Accuracy = (true positives + true negatives)/total observations
while accuracy is quite intuitive and a generally used measure of prediction performance, it will not be a sufficient parameter when our observation sample is highly biased.
e.g: Transaction fraud prediction :
Fraudulent transactions, as a count represent < 2% of total transactions in general circumstances.
We develop a model to predict fraudulent transactions, and we get a confusion matrix like below, for 100 samples that are tested.
while the model accuracy remains at 98% [(1+97)/100], we clearly can see that out of the actual 2 fraudulent transactions, the model misses one.
this is when we try to refine our focus towards how many are predicted accurately based on our focus.
True positive rate (or Model Recall) — higher the better
True positive rate is how accurate is the model when capturing the ‘True’ results.
If our focus is primarily on capturing ‘True’ results, the true positive rate/ model recall is a great indicator.
However, a common phenomenon is that when we try to increase model recall, the false positive rate also increases.
False-positive rate (or false alarms) — lower the better
If the false alarms are costly, this is a metric we need to focus on.
Taking the same example of fraudulent transactions, if we are trying to use our predictions to determine and block fraudulent transactions, and if our model has a high false-positive rate; it means that we are blocking a high number of genuine transactions too.
It is going to cause damage to the user experience.

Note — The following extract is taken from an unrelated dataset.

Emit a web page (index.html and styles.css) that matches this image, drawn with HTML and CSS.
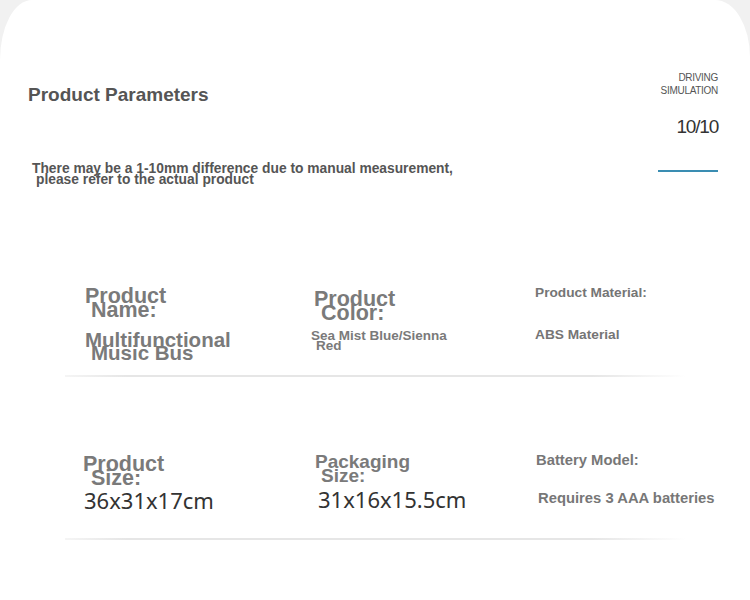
FILE: index.html
```html
<!DOCTYPE html>
<html lang="en">
<head>
<meta charset="utf-8">
<title>Product Parameters</title>
<link rel="stylesheet" href="styles.css">
</head>
<body>
<div class="card">
  <header class="header">
    <div class="intro">
      <h1 class="title">Product Parameters</h1>
      <p class="note"><span class="ln">There may be a 1-10mm difference due to manual measurement,</span><span class="ln ind">please refer to the actual product</span></p>
    </div>
    <div class="badge">
      <div class="sim">DRIVING<br>SIMULATION</div>
      <div class="score">10/10</div>
      <div class="bar"></div>
    </div>
  </header>

  <section class="rows">
    <div class="row row1">
      <div class="cell c11">
        <div class="label big"><span class="ln">Product</span><span class="ln ind6">Name:</span></div>
        <div class="value bold19"><span class="ln">Multifunctional</span><span class="ln ind6">Music Bus</span></div>
      </div>
      <div class="cell c12">
        <div class="label big"><span class="ln">Product</span><span class="ln ind7">Color:</span></div>
        <div class="value bold13"><span class="ln">Sea Mist Blue/Sienna</span><span class="ln ind5">Red</span></div>
      </div>
      <div class="cell c13">
        <div class="label small">Product Material:</div>
        <div class="value small">ABS Material</div>
      </div>
    </div>

    <div class="row row2">
      <div class="cell c21">
        <div class="label big"><span class="ln">Product</span><span class="ln ind8">Size:</span></div>
        <div class="value num">36x31x17cm</div>
      </div>
      <div class="cell c22">
        <div class="label mid"><span class="ln">Packaging</span><span class="ln ind6">Size:</span></div>
        <div class="value num">31x16x15.5cm</div>
      </div>
      <div class="cell c23">
        <div class="label small2">Battery Model:</div>
        <div class="value small2">Requires 3 AAA batteries</div>
      </div>
    </div>
  </section>
</div>
</body>
</html>
```

FILE: styles.css
```css
* { box-sizing: border-box; }

html, body {
  margin: 0;
  padding: 0;
  background: #f1f1f1;
}

body {
  width: 750px;
  height: 600px;
  overflow: hidden;
  font-family: "Liberation Sans", Arial, sans-serif;
}

.card {
  width: 750px;
  height: 600px;
  background: #ffffff;
  border-radius: 32px 35px 0 0 / 60px 57px 0 0;
}

.ln { display: block; white-space: nowrap; }
.ind { padding-left: 4px; }
.ind5 { padding-left: 5px; }
.ind6 { padding-left: 6px; }
.ind7 { padding-left: 7px; }
.ind8 { padding-left: 8px; }

/* header */
.header {
  display: flex;
  justify-content: space-between;
  align-items: flex-start;
  padding: 70px 32px 0 28px;
}

.intro {
  display: flex;
  flex-direction: column;
  align-items: flex-start;
}

.title {
  margin: 14px 0 0 -2px;
  padding: 0 2px;
  font-size: 19px;
  line-height: 22px;
  font-weight: 700;
  color: #555555;
}

.note {
  margin: 57px 0 0 4px;
  font-size: 13.8px;
  line-height: 11px;
  font-weight: 700;
  color: #555555;
}

.badge {
  display: flex;
  flex-direction: column;
  align-items: flex-end;
  text-align: right;
}

.sim {
  margin-top: 1px;
  font-size: 10px;
  line-height: 13px;
  letter-spacing: -0.3px;
  color: #555555;
}

.score {
  margin-top: 19px;
  font-size: 19px;
  line-height: 22px;
  letter-spacing: -1.2px;
  color: #333333;
}

.bar {
  margin-top: 32px;
  width: 60px;
  height: 2px;
  background: #3a8db2;
}

/* rows */
.rows {
  margin: 98px 65px 0 65px;
}

.row {
  display: grid;
  grid-template-columns: 229px 221px 1fr;
  align-items: start;
  padding-left: 20px;
  border-bottom: 2px solid transparent;
  border-image: linear-gradient(90deg, rgba(230,230,230,0.4), #e6e6e6 10%, #e6e6e6 85%, rgba(230,230,230,0)) 1;
}

.row1 { padding-bottom: 16px; }
.row2 { padding-bottom: 24px; }

.label, .value { font-weight: 700; color: #7a7a7a; white-space: nowrap; }

.big { font-size: 21.5px; line-height: 14px; }
.mid { font-size: 19px; line-height: 14px; }
.bold19 { font-size: 20.5px; line-height: 13px; }
.bold13 { font-size: 13.5px; line-height: 10px; }
.small { font-size: 13.7px; line-height: 16px; color: #757575; }
.small2 { font-size: 14.8px; line-height: 16px; color: #777777; }

.num {
  font-family: "Noto Sans", "Open Sans", sans-serif;
  font-weight: 400;
  font-size: 22px;
  line-height: 28px;
  color: #333333;
}

/* cell offsets */
.c11 { margin-top: 6px; }
.c11 .value { margin-top: 16px; }

.c12 { margin-top: 9px; }
.c12 .value { margin-top: 11px; margin-left: -3px; }

.c13 { margin-top: 2px; }
.c13 .value { margin-top: 26px; }

.c21 { margin-top: 80px; margin-left: -2px; }
.c21 .value { margin-top: 1px; margin-left: 1px; }

.c22 { margin-top: 78px; margin-left: 1px; }
.c22 .value { margin-top: 2px; margin-left: 3px; }

.c23 { margin-top: 75px; margin-left: 1px; }
.c23 .value { margin-top: 22px; margin-left: 2px; }
```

False positives are generally the costliest outcomes.
False-negative rate (misses) — lower the better
This evaluates how many did we miss.
we need to try and make this metric closer to zero.
This can be done by improving model recall (a good model) or costing us more false alarms (a bad model).
Which metric we need to focus on when evaluating the model performance heavily lies on the business application.
While accuracy is a good measure, it mostly looks like ‘True negatives’ is a parameter that no one really cares about; and accuracy can be mostly made of ‘True negatives’.